After making your way to the mega store, you find out that before you can make any purchase, you have to open an account, submit your credit card details and other personal information (and sign a contract that says things like “you must always keep books bought from our store in our proprietary and specially designed book shelves”).

Just as you are about to make your purchase, the shop assistant asks you for your passport. “Oh, I’m sorry, we don’t sell our books to people from Australia. You have to go to our mega store in Sydney.”

On the way back to your hotel, you phone the publisher (whose office is on your route) to see if you can buy a copy direct from their sales department. The conversation goes something like this:

“You sound Australian. Sorry, but we can’t sell it to you. You have to buy it from our Australian distributor.”
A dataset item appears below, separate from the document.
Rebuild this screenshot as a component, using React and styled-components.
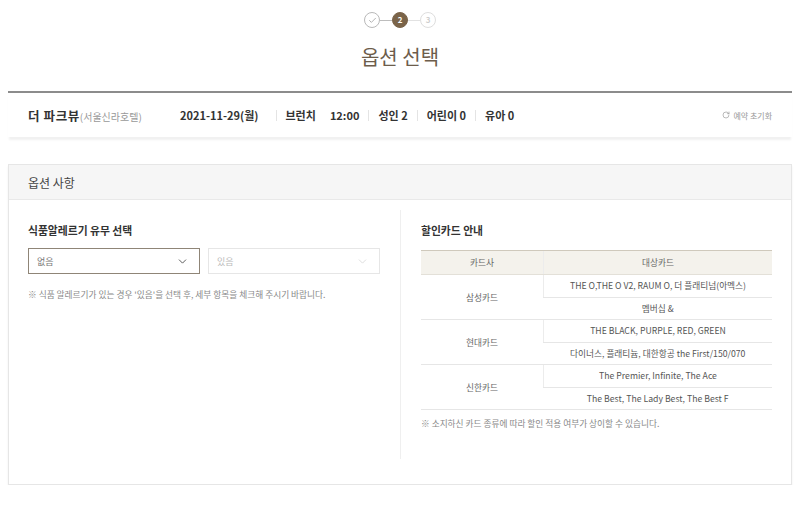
import React from 'react'
import styled, { createGlobalStyle } from 'styled-components'
import { ChevronDown, RotateCw, Check } from 'lucide-react'

const GlobalStyle = createGlobalStyle`
    body {
        margin: 0;
        background: #fff;
        font-family: 'Noto Sans CJK KR', 'Noto Sans', sans-serif;
        color: #333;
    }
`

const Page = styled.div`
    width: 800px;
    padding: 0 8px;
    box-sizing: border-box;
`
const Steps = styled.div`
    display: flex;
    justify-content: center;
    align-items: center;
    padding-top: 12px;
`
const Step = styled.div`
    width: 16px;
    height: 16px;
    box-sizing: border-box;
    border-radius: 50%;
    display: flex;
    align-items: center;
    justify-content: center;
    font-size: 8px;
    font-weight: 700;
    line-height: 1;
    border: 1px solid ${p => (p.$state === 'done' ? '#b9b9b9' : p.$state === 'active' ? '#7a6449' : '#dedede')};
    background: ${p => (p.$state === 'active' ? '#7a6449' : '#fff')};
    color: ${p => (p.$state === 'active' ? '#fff' : '#cfcfcf')};
`
const StepLine = styled.div`
    width: 12px;
    height: 1px;
    background: ${p => p.$color};
`
const Title = styled.h1`
    margin: 15px 0 0;
    text-align: center;
    font-size: 20px;
    line-height: 28px;
    font-weight: 400;
    color: #6d5d4b;
`
const Summary = styled.div`
    margin-top: 20px;
    border-top: 2px solid #8c8c8c;
    height: 44px;
    padding: 0 20px;
    display: flex;
    align-items: center;
    box-shadow: 0 4px 2px -1px #f1f1f1;
`
const Venue = styled.div`
    width: 152px;
    font-size: 12.5px;
    font-weight: 700;
    color: #333;
    white-space: nowrap;
    letter-spacing: 0.6px;
    small {
        font-size: 10px;
        font-weight: 400;
        color: #999;
        letter-spacing: 0;
    }
`
const Info = styled.span`
    font-size: 11px;
    font-weight: 700;
    color: #333;
    margin-right: ${p => p.$gap || 0}px;
    white-space: nowrap;
`
const Sep = styled.span`
    width: 1px;
    height: 11px;
    background: #e4e4e4;
    margin: 0 9px;
`
const Reset = styled.div`
    margin-left: auto;
    display: flex;
    align-items: center;
    gap: 3px;
    font-size: 8px;
    color: #999;
`
const Panel = styled.section`
    margin-top: 27px;
    border: 1px solid #e6e6e6;
    box-shadow: 0 2px 2px #f0f0f0;
`
const PanelHead = styled.div`
    height: 34px;
    background: #f6f6f6;
    border-bottom: 1px solid #e9e9e9;
    display: flex;
    align-items: center;
    padding: 0 19px;
    font-size: 12px;
    color: #444;
`
const PanelBody = styled.div`
    padding: 10px 19px 25px;
    display: grid;
    grid-template-columns: 1fr 1fr;
`
const Column = styled.div`
    padding: 12px ${p => (p.$left ? '20px 28px 0' : '0 28px 20px')};
    border-left: ${p => (p.$left ? 'none' : '1px solid #efefef')};
`
const SubTitle = styled.h3`
    margin: 0;
    font-size: 10.8px;
    line-height: 16px;
    font-weight: 700;
    color: #333;
`
const Selects = styled.div`
    margin-top: 10px;
    display: flex;
    gap: 8px;
`
const Select = styled.div`
    flex: 1;
    height: 26px;
    box-sizing: border-box;
    border: 1px solid ${p => (p.$active ? '#8f8577' : '#e6e6e6')};
    display: flex;
    align-items: center;
    justify-content: space-between;
    padding: 0 10px 0 8px;
    font-size: 9px;
    color: ${p => (p.$active ? '#777' : '#bbb')};
    svg {
        color: ${p => (p.$active ? '#444' : '#ccc')};
    }
`
const Note = styled.p`
    margin: ${p => p.$top}px 0 0;
    font-size: 8.7px;
    line-height: 14px;
    color: #888;
`
const Table = styled.table`
    margin-top: 12px;
    width: 100%;
    border-collapse: collapse;
    font-size: 8.7px;
    color: #555;
    th {
        height: 23px;
        padding: 0;
        background: #f4f2ec;
        border-top: 1px solid #cfc9bc;
        border-bottom: 1px solid #e3e0d8;
        font-weight: 400;
        color: #666;
    }
    td {
        height: 21.5px;
        text-align: center;
        border-bottom: 1px solid #e6e6e6;
        padding: 0;
    }
    td + td,
    th + th {
        border-left: 1px solid #ececec;
    }
`
const CardName = styled.td`
    width: 122px;
    color: #666;
`

const cards = [
    { name: '삼성카드', list: ['THE O,THE O V2, RAUM O, 더 플래티넘(아멕스)', '멤버십 &'] },
    { name: '현대카드', list: ['THE BLACK, PURPLE, RED, GREEN', '다이너스, 플래티늄, 대한항공 the First/150/070'] },
    { name: '신한카드', list: ['The Premier, Infinite, The Ace', 'The Best, The Lady Best, The Best F'] },
]

function App() {
    return (
        <>
            <GlobalStyle />
            <Page>
                <Steps>
                    <Step $state="done">
                        <Check size={9} strokeWidth={2} color="#9a9a9a" />
                    </Step>
                    <StepLine $color="#bdbdbd" />
                    <Step $state="active">2</Step>
                    <StepLine $color="#e2e2e2" />
                    <Step>3</Step>
                </Steps>
                <Title>옵션 선택</Title>

                <Summary>
                    <Venue>
                        더 파크뷰<small>(서울신라호텔)</small>
                    </Venue>
                    <Info $gap={8}>2021-11-29(월)</Info>
                    <Sep />
                    <Info $gap={14}>브런치</Info>
                    <Info>12:00</Info>
                    <Sep />
                    <Info>성인 2</Info>
                    <Sep />
                    <Info>어린이 0</Info>
                    <Sep />
                    <Info>유아 0</Info>
                    <Reset>
                        <RotateCw size={8} strokeWidth={2} />
                        예약 초기화
                    </Reset>
                </Summary>

                <Panel>
                    <PanelHead>옵션 사항</PanelHead>
                    <PanelBody>
                        <Column $left>
                            <SubTitle>식품알레르기 유무 선택</SubTitle>
                            <Selects>
                                <Select $active>
                                    없음
                                    <ChevronDown size={13} strokeWidth={1.6} />
                                </Select>
                                <Select>
                                    있음
                                    <ChevronDown size={13} strokeWidth={1.2} />
                                </Select>
                            </Selects>
                            <Note $top={14}>
                                ※ 식품 알레르기가 있는 경우 '있음'을 선택 후, 세부 항목을 체크해 주시기 바랍니다.
                            </Note>
                        </Column>
                        <Column>
                            <SubTitle>할인카드 안내</SubTitle>
                            <Table>
                                <thead>
                                    <tr>
                                        <th>카드사</th>
                                        <th>대상카드</th>
                                    </tr>
                                </thead>
                                <tbody>
                                    {cards.map(card =>
                                        card.list.map((item, i) => (
                                            <tr key={card.name + i}>
                                                {i === 0 && <CardName rowSpan={2}>{card.name}</CardName>}
                                                <td>{item}</td>
                                            </tr>
                                        ))
                                    )}
                                </tbody>
                            </Table>
                            <Note $top={7}>※ 소지하신 카드 종류에 따라 할인 적용 여부가 상이할 수 있습니다.</Note>
                        </Column>
                    </PanelBody>
                </Panel>
            </Page>
        </>
    )
}

export default App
“OK, can you tell me who the Australian distributor is, or which shops stock your titles?”

“I’m not sure. I think it depends on who the author is. Or whether it’s the hardback or paperback edition. Or whether our distributor is importing that particular title. Maybe we only sell it through the Australian branch of the mega book store that wouldn’t sell you it to you while you were in town. Have a nice day.”

Great. With nothing to read on the 20-hour flight back to Australia, you catch up on a lot of episodes of “Bored to Death”, because you don’t expect them to be shown on Australian TV for at least a year. (But that’s another industry scenario…)

Back home in Australia, you visit the Sydney branch of the mega book store. “I’m sorry, we don’t have that title in stock, because we haven’t had enough customer requests to justify importing any copies…..”

Is it any wonder, with these sorts of restrictive commercial practices common in the software and digital content industries, that Australia has the highest level of illegal music downloading by capita, not because all Australian consumers are unwilling to pay for content, but often because customers cannot legitimately buy it.